A metaphor that unfolded at the yoga teachers training weekend, was an incident that happened to me early one morning. I was walking along the gravel road to the retreat center for the morning yoga class. It was still dark, but my eyes had become accustomed to the dim light. A car full of well meaning yogis’ approached me and stopped to ask me if I would like a lift in the other direction. I said no thank you that I was not going that way. The light of the car had blinded me and disorientated me. I soon discovered that I was no longer on the road. I became aware of walking into bushes as well as the road had becoming very uneven. I was able to find my way back to the road and then to the retreat center, but I was left with a sense of what I had been grappling with. Is Ashtanga yoga my path or is Iyengar yoga my path and why was I feeling so confused by the polarities between these very different practices of yoga.

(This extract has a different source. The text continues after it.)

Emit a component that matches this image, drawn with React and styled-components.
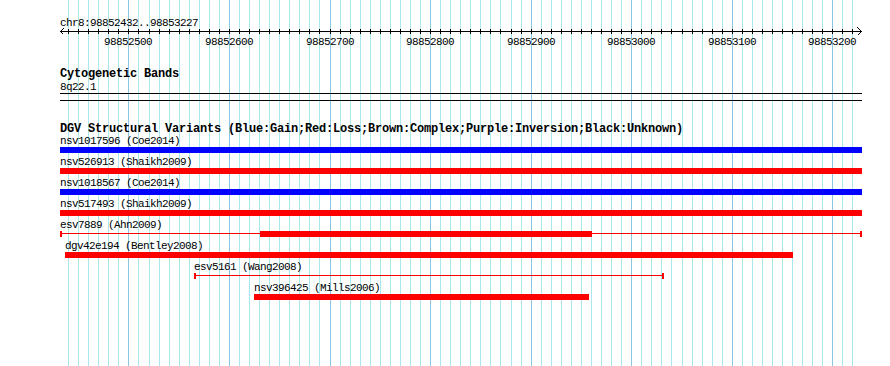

Has Ashtanga “blinded me” and led me away from my Iyengar path? How did the philosophy that I was now being exposed to, fit in with the yoga that I was experiencing? Many questions left me feeling quite confused.  In essence I was able to use the above metaphor to find the truth in my life. I  have been going along the path of Iyengar yoga for the past 6 years. I have found the yoga as well as the yoga teachers very challenging. My teacher in Johannesburg often challenged my ego fiercely when I tried to do something that was beyond me at that point of time. Now I come to the Yoga Alliance teacher’s course. What I what I find are new yogi’s going in a particular direction. They are friendly and helpful, but the light of their car blinds me when I try to find my way to where I need to be. It takes me off my path for a while. But it is ok, I am able to find my way back to the road and eventually back to where I need to be.

Having read “First there is a Mountain” by Elizabeth Kadetsky I became aware of that the question of which path is the right path is possibly never answered. Her romance with yoga started early in her life and lead her to meet with BKS Iyengar and was able to ask Guruji many questions.  She was also exposed to a month of Ashtanga yoga with Karen Haberman towards the end of her stay in India. Karen had left Mysore after many years with Pathabi Jois because “she did not trust him any longer”. Both Kadetsky and Haberman had come to understand that their Guru’s where not infallible. Even if Haberman no longer followed the messenger, she still revered the practice. Kadetsky found that the Ashtanga yoga took her further into the Asanas than she had been able to reach after many years of Iyengar yoga. But is this the goal? To be able to experience the perfect asana? Surely the goal is far more that this?

Iyengar says in his biography Light on Yoga that spiritual realisation is the aim that exists in each one of us to seek and experience our divine core. He says that the yogic journey guides us from our periphery, the body, by moving through the 5 sheaths or kosha’s to the center of our being, the soul. Iyengar suggests by focusing to the deepest level of the body whilst doing an asana, awareness not only envelops but also penetrates.

But perhaps the most important practice is not the one that you do in a class but he practice that is done on your own. Iyengar says in light on yoga says that when you practice at home on your own, it is your own intelligence that is the master and the progress that you make is yours and will be maintained. “It is not derived from the power, the charisma, the strength or the fieriness of the teacher. It comes from you and its effects are profound. This is not yoga by the body, for the body but yoga by the body for the mind.

This is the saddhana or path of yoga. This is the path that I choose. Even though I am exposed to the different forms of yoga, it is the sense of calm that I find when I go back to my mat to discover for myself the focusing of the mind which may allow me to experience a deep meditative state. This is what yoga does for me. It brings me and my very rajasic mind into the present awareness. It helps me to find peace.  Sometimes, when I sit very quietly at the end of a yoga practice, I have a sense of love that pervades my whole being. It is in this state that I feel that I love all.

The course has brought to me some knowledge of the concepts of the Vedanta and Bagavad Gita, which has allowed me to put my feelings into words. Having never read or been exposed to the Veda’s, Upanishads or Bagavad Gita, I am amazed by the depth of what I still need to learn. I am a raw student. That is the way I will stay. That is the way I will continue to learn. This course reminds me of what is still to be investigated.